** start of Recorded data **

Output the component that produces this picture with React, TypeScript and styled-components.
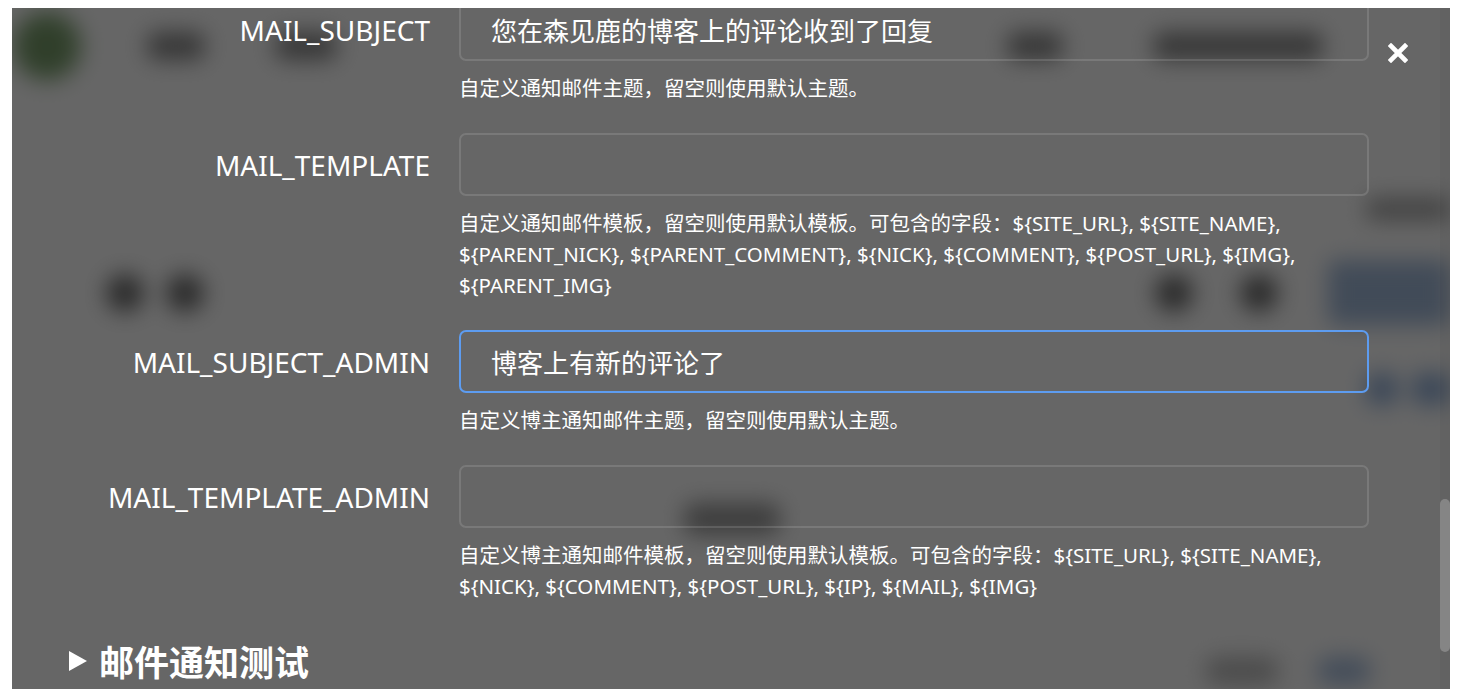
import React from "react";
import styled, { createGlobalStyle } from "styled-components";

const GlobalStyle = createGlobalStyle`
  html, body { margin: 0; padding: 0; background: #ffffff; }
  body { font-family: "Noto Sans", "Noto Sans CJK SC", sans-serif; }
  * { box-sizing: border-box; }
`;

const Frame = styled.div`
  position: relative;
  margin: 8px 0 0 12px;
  width: 1438px;
  height: 681px;
  overflow: hidden;
  background: #ffffff;
`;

/* ---------- blurred page behind the modal ---------- */
const BgPage = styled.div`
  height: 100%;
  display: flex;
  flex-direction: column;
  filter: blur(11px);
  color: #2a2a2a;
`;

const BgHeader = styled.header`
  display: flex;
  align-items: center;
  height: 76px;
  padding-left: 0;
`;

const Avatar = styled.div`
  width: 70px;
  height: 70px;
  border-radius: 50%;
  background: radial-gradient(circle at 50% 50%, #6f9560, #86a97a 65%, #a9c59e);
  flex: none;
`;

const NavItem = styled.span<{ $ml: number; $w: number }>`
  margin-left: ${(p) => p.$ml}px;
  width: ${(p) => p.$w}px;
  height: 28px;
  border-radius: 10px;
  background: #8a8a8a;
  flex: none;
`;

const MetaLine = styled.div`
  margin-top: 114px;
  align-self: flex-end;
  width: 84px;
  height: 22px;
  border-radius: 8px;
  background: #a6a6a6;
`;

const Toolbar = styled.div`
  display: flex;
  align-items: center;
  margin-top: 40px;
  height: 65px;
`;

const Dot = styled.span<{ $ml: number }>`
  margin-left: ${(p) => p.$ml}px;
  width: 38px;
  height: 38px;
  border-radius: 50%;
  background: #6e6e6e;
  flex: none;
`;

const Grow = styled.span`
  flex: 1;
`;

const BlueButton = styled.span`
  width: 122px;
  height: 65px;
  margin-left: 50px;
  border-radius: 8px;
  background: #a4bcdc;
`;

const LinkRow = styled.div`
  margin-top: 48px;
  align-self: flex-end;
  display: flex;
  gap: 14px;
`;

const BlueBlob = styled.span<{ $w: number }>`
  width: ${(p) => p.$w}px;
  height: 32px;
  border-radius: 10px;
  background: #95b3dc;
`;

const CenterBlob = styled.div`
  margin-top: 98px;
  margin-left: 672px;
  width: 96px;
  height: 32px;
  border-radius: 10px;
  background: #9a9a9a;
`;

const FooterRow = styled.div`
  margin-top: 122px;
  align-self: flex-end;
  display: flex;
  gap: 40px;
  margin-right: 80px;
`;

const GrayBlob = styled.span<{ $w: number; $blue?: boolean }>`
  width: ${(p) => p.$w}px;
  height: 28px;
  border-radius: 10px;
  background: ${(p) => (p.$blue ? "#a9c0e0" : "#bdbdbd")};
`;

/* ---------- modal ---------- */
const Overlay = styled.div`
  position: absolute;
  inset: 0;
  background: rgba(0, 0, 0, 0.6);
  overflow: hidden;
`;

const Content = styled.div`
  margin-top: -10px;
  padding-left: 56px;
  width: 1357px;
`;

const Field = styled.div`
  display: grid;
  grid-template-columns: 362px 910px;
  column-gap: 29px;
  margin-bottom: 29px;
`;

const Label = styled.label`
  grid-row: 1;
  grid-column: 1;
  align-self: center;
  justify-self: end;
  font-family: "Noto Sans", sans-serif;
  font-size: 28px;
  color: #ffffff;
  white-space: nowrap;
`;

const TextInput = styled.input<{ $focused?: boolean }>`
  grid-row: 1;
  grid-column: 2;
  height: 63px;
  width: 100%;
  border: 2px solid ${(p) => (p.$focused ? "#5d9cf0" : "rgba(255, 255, 255, 0.13)")};
  border-radius: 7px;
  background: transparent;
  color: #ffffff;
  font-family: "Noto Sans CJK SC", sans-serif;
  font-size: 26px;
  padding: 0 30px;
  outline: none;
`;

const Help = styled.p`
  grid-row: 2;
  grid-column: 2;
  margin: 12px 0 0;
  font-family: "Noto Sans", "Noto Sans CJK SC", sans-serif;
  font-size: 20.5px;
  line-height: 31px;
  color: #ffffff;
`;

const Details = styled.details`
  margin-top: 36px;
  color: #ffffff;
`;

const Summary = styled.summary`
  list-style: none;
  display: flex;
  align-items: center;
  gap: 11px;
  font-family: "Noto Sans CJK SC", sans-serif;
  font-weight: 700;
  font-size: 35px;
  line-height: 46px;
  cursor: pointer;
  &::-webkit-details-marker {
    display: none;
  }
`;

const CloseButton = styled.button`
  position: absolute;
  top: 35px;
  right: 42px;
  width: 20px;
  height: 20px;
  padding: 0;
  border: none;
  background: transparent;
  display: flex;
  align-items: center;
  justify-content: center;
  cursor: pointer;
`;

const ScrollTrack = styled.div`
  position: absolute;
  top: 0;
  right: 0;
  width: 10px;
  height: 100%;
  background: rgba(0, 0, 0, 0.04);
`;

const ScrollThumb = styled.div`
  margin-top: 491px;
  width: 10px;
  height: 153px;
  border-radius: 5px;
  background: #858585;
`;

type FieldDef = {
  name: string;
  value: string;
  focused?: boolean;
  help: string;
};

const fields: FieldDef[] = [
  {
    name: "MAIL_SUBJECT",
    value: "您在森见鹿的博客上的评论收到了回复",
    help: "自定义通知邮件主题，留空则使用默认主题。",
  },
  {
    name: "MAIL_TEMPLATE",
    value: "",
    help:
      "自定义通知邮件模板，留空则使用默认模板。可包含的字段：${SITE_URL}, ${SITE_NAME}, ${PARENT_NICK}, ${PARENT_COMMENT}, ${NICK}, ${COMMENT}, ${POST_URL}, ${IMG}, ${PARENT_IMG}",
  },
  {
    name: "MAIL_SUBJECT_ADMIN",
    value: "博客上有新的评论了",
    focused: true,
    help: "自定义博主通知邮件主题，留空则使用默认主题。",
  },
  {
    name: "MAIL_TEMPLATE_ADMIN",
    value: "",
    help:
      "自定义博主通知邮件模板，留空则使用默认模板。可包含的字段：${SITE_URL}, ${SITE_NAME}, ${NICK}, ${COMMENT}, ${POST_URL}, ${IP}, ${MAIL}, ${IMG}",
  },
];

export default function App() {
  return (
    <>
      <GlobalStyle />
      <Frame>
        <BgPage aria-hidden>
          <BgHeader>
            <Avatar />
            <NavItem $ml={65} $w={58} />
            <NavItem $ml={70} $w={62} />
            <NavItem $ml={670} $w={56} />
            <NavItem $ml={90} $w={170} />
          </BgHeader>
          <MetaLine />
          <Toolbar>
            <Dot $ml={94} />
            <Dot $ml={22} />
            <Grow />
            <Dot $ml={0} />
            <Dot $ml={47} />
            <BlueButton />
          </Toolbar>
          <LinkRow>
            <BlueBlob $w={32} />
            <BlueBlob $w={38} />
          </LinkRow>
          <CenterBlob />
          <FooterRow>
            <GrayBlob $w={72} />
            <GrayBlob $w={52} $blue />
          </FooterRow>
        </BgPage>
        <Overlay>
          <Content>
            {fields.map((f) => (
              <Field key={f.name}>
                <Label htmlFor={f.name}>{f.name}</Label>
                <TextInput id={f.name} $focused={f.focused} value={f.value} readOnly />
                <Help>{f.help}</Help>
              </Field>
            ))}
            <Details>
              <Summary>
                <svg width="20" height="22" viewBox="0 0 20 22">
                  <polygon points="1,1 19,11 1,21" fill="#ffffff" />
                </svg>
                邮件通知测试
              </Summary>
            </Details>
          </Content>
          <CloseButton aria-label="关闭">
            <svg width="20" height="20" viewBox="0 0 20 20">
              <path d="M3 3 L17 17 M17 3 L3 17" stroke="#ffffff" strokeWidth="4.6" strokeLinecap="square" />
            </svg>
          </CloseButton>
          <ScrollTrack>
            <ScrollThumb />
          </ScrollTrack>
        </Overlay>
      </Frame>
    </>
  );
}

** end of Recorded data **

## Task instructions
Copy every line that contains the string "React".

## Result for this exercise
Output the component that produces this picture with React, TypeScript and styled-components.
import React from "react";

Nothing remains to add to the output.